With negative interest rates, investors are locking up cash

  • Sunday, September 18, 2016 1:30am
  • Business

By Jeffrey Vögeli and Jan-Henrik Förster

Bloomberg

Here’s a sign the world is getting used to negative interest rates: In Switzerland, more companies are taking out insurance policies to protect cash hoards from theft or damage.

“Because of the low interest rate level, we note increasing demand for insurance solutions for the storage of cash,” said Philipp Surholt at Zurich Insurance Group, among underwriters reporting a surge in such requests. “We’re seeing demand for coverage for sums ranging from 100 million to 500 million francs.”
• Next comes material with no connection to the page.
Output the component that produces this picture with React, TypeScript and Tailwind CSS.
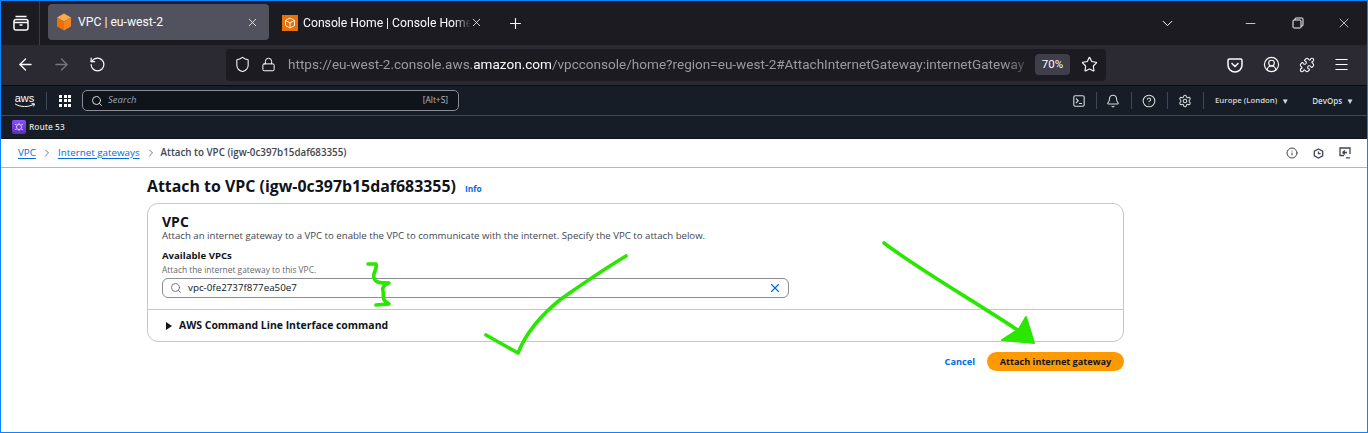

The Swiss National Bank imposed sub-zero rates in 2015, effectively charging banks for excess deposits. Many lenders including UBS Group and Credit Suisse Group have passed on at least some of the burden — they don’t disclose how much — to cash-rich clients like asset managers and big companies.

But Helvetia Holding said it charges only about 1,000 francs ($1,020) a year to insure 1 million francs, a fraction of the 7,500 francs a company would pay for park the same amount in a bank account for a year — assuming the lender passes on the full charge. That amount doesn’t include the cost of logistics such as transport or security features like reinforced walls, guards and alarm systems.

Switzerland’s high-denomination banknotes add to the appeal of self-storage: About 1 million francs worth of 1,000-franc bills can fit in a small box.

The SNB’s rate applies to sight deposits — cash that commercial banks hold at the central bank — that exceed 20 times a bank’s required minimum, an amount set by the SNB and that varies from lender to lender.

Private banks, which have lower thresholds because they are less active in lending, exceeded their exemption limit almost from the start. For other bank categories, deposits stayed either under or just above the threshold for much of last year.

This year, though, the levels have jumped, prompting some banks to warn that they may one day have to charge ordinary savers — not just big customers — for liquidity. In June, UBS and Credit Suisse exceeded their combined minimum required deposits by about 26 times, putting them about 25.8 billion francs over their exemption. Swiss cantonal banks were about 24 times over the amount they are required to hold at the SNB, or about 12.5 billion francs over their threshold, according to SNB data, which doesn’t break down the figures by bank.

“Negative rates are the dominant topic,” said Markus Gygax, chief executive officer of the Swiss retail bank Valiant Holding. “As long as the interest rate on credit keeps falling, it’s a big problem for us.”

UBS Chief Executive Officer Sergio Ermotti said in March that negative interest rates are encouraging risky lending practices among some banks, potentially posing a threat to the wider financial system. He described deposits as a de facto “loss-making proposition.”

UBS will consider passing on negative rates to its wealthiest clients and increasing interest charged on loans if the situation drags on, he told shareholders in May.

“Consumers are shielded from the negative interest rates so far,” Oliver Adler, an economist at Credit Suisse, told Bloomberg Television’s Anna Edwards and Rishaad Salamat on Tuesday. “Large institutional investors have had to pay, but in the overall context it’s not dramatic.”

Companies aren’t the only ones bypassing banks. Some lenders that are below the SNB’s threshold are taking on other banks’ cash for a fee. A “market for liquidity” has developed between the banks as a result of negative rates, the Swiss Banking Association said last week in its annual report on the industry.

“Cash hoarding is a problem for monetary policy,” Koch said. “It’s a question of efficiency: the more corporates hoard cash, the smaller the impact of negative rates.”

Negative rates kicked in just days after the SNB scrapped its minimum exchange rate, causing the franc to soar. The currency, a traditional haven for investors in times of economic uncertainty and market turmoil, has depreciated 0.6 percent against the euro this year.